Ganley testified, “I informed the ladies that we had reason to believe that Kenneth Kesey was there, on the premises, and I, with their permission, would like to search the house. ...” Ganley denied that he then told them he had a warrant for Mr. Kesey’s arrest. He stated it was brought up in the kitchen area during the course of the evening when the occupants acknowledged they knew Mr. Kesey. Ganley was unable to recollect that either he or Doran stated that they had a warrant for Mr. Kesey’s arrest while they were at the front door; and he couldn’t remember whether he had told any of *302 the people that he did have a warrant for Mr. Kesey before Doran discussed the marijuana.

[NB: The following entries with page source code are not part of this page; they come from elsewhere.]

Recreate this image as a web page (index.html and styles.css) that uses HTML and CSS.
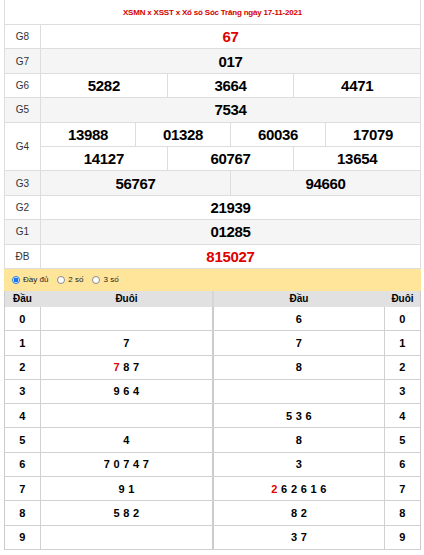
FILE: index.html
```html
<!DOCTYPE html>
<html lang="vi">
<head>
<meta charset="utf-8">
<title>XSST</title>
<link rel="stylesheet" href="styles.css">
</head>
<body>
<div class="page">
  <div class="results">
    <div class="title">XSMN x XSST x Xổ số Sóc Trăng ngày 17-11-2021</div>
    <div class="row"><div class="label">G8</div><div class="cells"><div class="cell red">67</div></div></div>
    <div class="row alt"><div class="label">G7</div><div class="cells"><div class="cell">017</div></div></div>
    <div class="row"><div class="label">G6</div><div class="cells"><div class="cell">5282</div><div class="cell">3664</div><div class="cell">4471</div></div></div>
    <div class="row alt"><div class="label">G5</div><div class="cells"><div class="cell">7534</div></div></div>
    <div class="row double"><div class="label">G4</div>
      <div class="stack">
        <div class="cells sub"><div class="cell">13988</div><div class="cell">01328</div><div class="cell">60036</div><div class="cell">17079</div></div>
        <div class="cells"><div class="cell">14127</div><div class="cell">60767</div><div class="cell">13654</div></div>
      </div>
    </div>
    <div class="row alt"><div class="label">G3</div><div class="cells"><div class="cell">56767</div><div class="cell">94660</div></div></div>
    <div class="row"><div class="label">G2</div><div class="cells"><div class="cell">21939</div></div></div>
    <div class="row alt"><div class="label">G1</div><div class="cells"><div class="cell">01285</div></div></div>
    <div class="row"><div class="label">ĐB</div><div class="cells"><div class="cell red">815027</div></div></div>
  </div>

  <div class="filter">
    <label class="opt"><span class="radio checked"></span>Đầy đủ</label>
    <label class="opt"><span class="radio"></span>2 số</label>
    <label class="opt"><span class="radio"></span>3 số</label>
  </div>

  <div class="loto">
    <div class="lrow head"><div class="c1">Đầu</div><div class="c2">Đuôi</div><div class="c3">Đầu</div><div class="c4">Đuôi</div></div>
    <div class="lrow"><div class="c1">0</div><div class="c2"></div><div class="c3">6</div><div class="c4">0</div></div>
    <div class="lrow"><div class="c1">1</div><div class="c2">7</div><div class="c3">7</div><div class="c4">1</div></div>
    <div class="lrow"><div class="c1">2</div><div class="c2"><span class="red">7</span> 8 7</div><div class="c3">8</div><div class="c4">2</div></div>
    <div class="lrow"><div class="c1">3</div><div class="c2">9 6 4</div><div class="c3"></div><div class="c4">3</div></div>
    <div class="lrow"><div class="c1">4</div><div class="c2"></div><div class="c3">5 3 6</div><div class="c4">4</div></div>
    <div class="lrow"><div class="c1">5</div><div class="c2">4</div><div class="c3">8</div><div class="c4">5</div></div>
    <div class="lrow"><div class="c1">6</div><div class="c2">7 0 7 4 7</div><div class="c3">3</div><div class="c4">6</div></div>
    <div class="lrow"><div class="c1">7</div><div class="c2">9 1</div><div class="c3"><span class="red">2</span> 6 2 6 1 6</div><div class="c4">7</div></div>
    <div class="lrow"><div class="c1">8</div><div class="c2">5 8 2</div><div class="c3">8 2</div><div class="c4">8</div></div>
    <div class="lrow"><div class="c1">9</div><div class="c2"></div><div class="c3">3 7</div><div class="c4">9</div></div>
  </div>
</div>
</body>
</html>
```

FILE: styles.css
```css
* { box-sizing: border-box; }
html, body { margin: 0; padding: 0; background: #fff; }
body { font-family: "Liberation Sans", Arial, sans-serif; color: #000; }

.page { width: 417px; margin-left: 4px; }

.results { border-left: 1px solid #ddd; border-right: 1px solid #ddd; }

.title {
  height: 25px;
  border-bottom: 1px solid #ddd;
  display: flex; align-items: center; justify-content: center;
  color: #d40000; font-weight: bold; font-size: 8px; letter-spacing: -0.2px;
}

.row { display: flex; height: 24.4px; border-bottom: 1px solid #ddd; background: #fff; }
.row.alt { background: #f5f5f5; }
.row.double { height: 48.8px; }

.label {
  width: 36px; flex: none;
  border-right: 1px solid #ddd;
  display: flex; align-items: center; justify-content: center;
  font-size: 10px; color: #333;
}

.stack { flex: 1; display: flex; flex-direction: column; }
.stack .cells { flex: 1; }
.cells.sub { border-bottom: 1px solid #ddd; }

.cells { flex: 1; display: flex; }
.cell {
  flex: 1;
  display: flex; align-items: center; justify-content: center;
  font-weight: bold; font-size: 15px; letter-spacing: -0.3px;
}
.cell + .cell { border-left: 1px solid #ddd; }

.red { color: #e00000; }

.filter {
  height: 22px;
  background: #ffe59a;
  display: flex; align-items: center;
  padding-left: 8px; gap: 9px;
  font-size: 8px; color: #222;
}
.opt { display: inline-flex; align-items: center; gap: 3px; }
.radio {
  width: 8px; height: 8px; border-radius: 50%;
  border: 1px solid #8a8a8a; background: #fff;
}
.radio.checked {
  border-color: #1a73e8;
  background: radial-gradient(circle, #1a73e8 0 2.2px, #fff 2.6px);
}

.loto { border-left: 1px solid #ccc; border-right: 1px solid #ccc; }
.lrow { display: flex; height: 24.3px; border-bottom: 1px solid #d0d0d0; }
.lrow > div {
  display: flex; align-items: center; justify-content: center;
  font-weight: bold; font-size: 11px; letter-spacing: 0.3px; white-space: pre;
}
.c1 { width: 36px; border-right: 1px solid #d0d0d0; }
.c2 { width: 173px; border-right: 2px solid #ccc; }
.c3 { width: 171px; border-right: 1px solid #d0d0d0; }
.c4 { width: 35px; }

.lrow.head { height: 16px; background: #e1e1e1; border-bottom: none; }
.lrow.head > div { font-size: 10px; letter-spacing: 0; border-right-color: transparent; }
.lrow.head .c2 { border-right: 2px solid #d6d6d6; }
```
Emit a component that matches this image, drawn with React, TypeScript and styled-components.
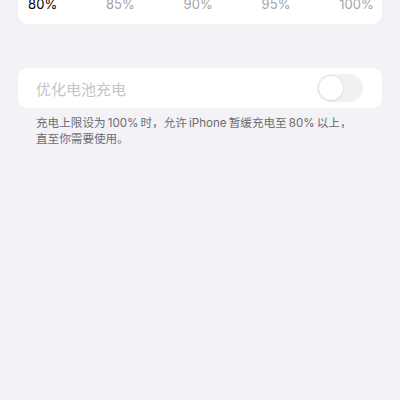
import React from "react";
import styled, { createGlobalStyle } from "styled-components";

const Global = createGlobalStyle`
  html, body {
    margin: 0;
    padding: 0;
    background: #f2f2f7;
    overflow: hidden;
  }
  body {
    font-family: Inter, "Noto Sans CJK SC", sans-serif;
    -webkit-font-smoothing: antialiased;
  }
`;

const Page = styled.div`
  width: 400px;
  height: 400px;
  padding: 0 18px;
  box-sizing: border-box;
  background: #f2f2f7;
`;

const Card = styled.div`
  background: #ffffff;
  border-radius: 10px;
`;

const SliderCard = styled(Card)`
  margin-top: -30px;
  padding: 26px 8px 11px 10px;
`;

const Labels = styled.div`
  display: flex;
  justify-content: space-between;
`;

const Label = styled.span<{ $active?: boolean }>`
  font-size: 13px;
  line-height: 17px;
  letter-spacing: 0.1px;
  color: ${(p) => (p.$active ? "#000000" : "#a4a4a8")};
`;

const ToggleCard = styled(Card)`
  margin-top: 44px;
  height: 40px;
  display: flex;
  align-items: center;
  justify-content: space-between;
  padding: 0 19px 0 18px;
`;

const RowTitle = styled.span`
  font-size: 15px;
  color: #c4c4c7;
  font-family: "Noto Sans CJK SC", sans-serif;
`;

const Track = styled.div`
  width: 46px;
  height: 28px;
  border-radius: 14px;
  background: #f1f1f3;
  position: relative;
`;

const Knob = styled.div`
  position: absolute;
  left: 2px;
  top: 2px;
  width: 24px;
  height: 24px;
  border-radius: 50%;
  background: #ffffff;
  box-shadow: 0 0 0 0.5px rgba(0, 0, 0, 0.06), 0 1px 3px rgba(0, 0, 0, 0.08);
`;

const Footer = styled.p`
  margin: 7px 0 0;
  padding: 0 18px;
  font-size: 11.6px;
  line-height: 16px;
  color: #6d6d72;
  white-space: nowrap;
`;

const levels = ["80%", "85%", "90%", "95%", "100%"];

export default function App() {
  return (
    <Page>
      <Global />
      <SliderCard>
        <Labels>
          {levels.map((l, i) => (
            <Label key={l} $active={i === 0}>
              {l}
            </Label>
          ))}
        </Labels>
      </SliderCard>
      <ToggleCard>
        <RowTitle>优化电池充电</RowTitle>
        <Track>
          <Knob />
        </Track>
      </ToggleCard>
      <Footer>
        {"充电上限设为\u2009100%\u2009时，允许\u2009iPhone\u2009暂缓充电至\u200980%\u2009以上，"}
        <br />
        直至你需要使用。
      </Footer>
    </Page>
  );
}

The women appeared to be acting normally and did not seem to be frightened by the presence of the officers. They were cooperative and did not dispute the officers’ search of the house. According to Doran, Mrs. Linke said “Come on in and check.” Doran was not sure that the women told the officers Kesey was not there. Ganley testified that they said he was not there, “but if you want to search, go ahead.” Neither officer was asked to leave the house.

The officers did not tell the women that they did not have a search warrant. They did not tell them the distinction between a warrant for a person’s arrest and a warrant to search the premises, nor did they advise the women that they had a right not to consent to a search of the house, and the right to refuse entry to them. According to both officers the question of a search warrant was not mentioned by any occupant until after the discovery of the contraband and the arrest of those present.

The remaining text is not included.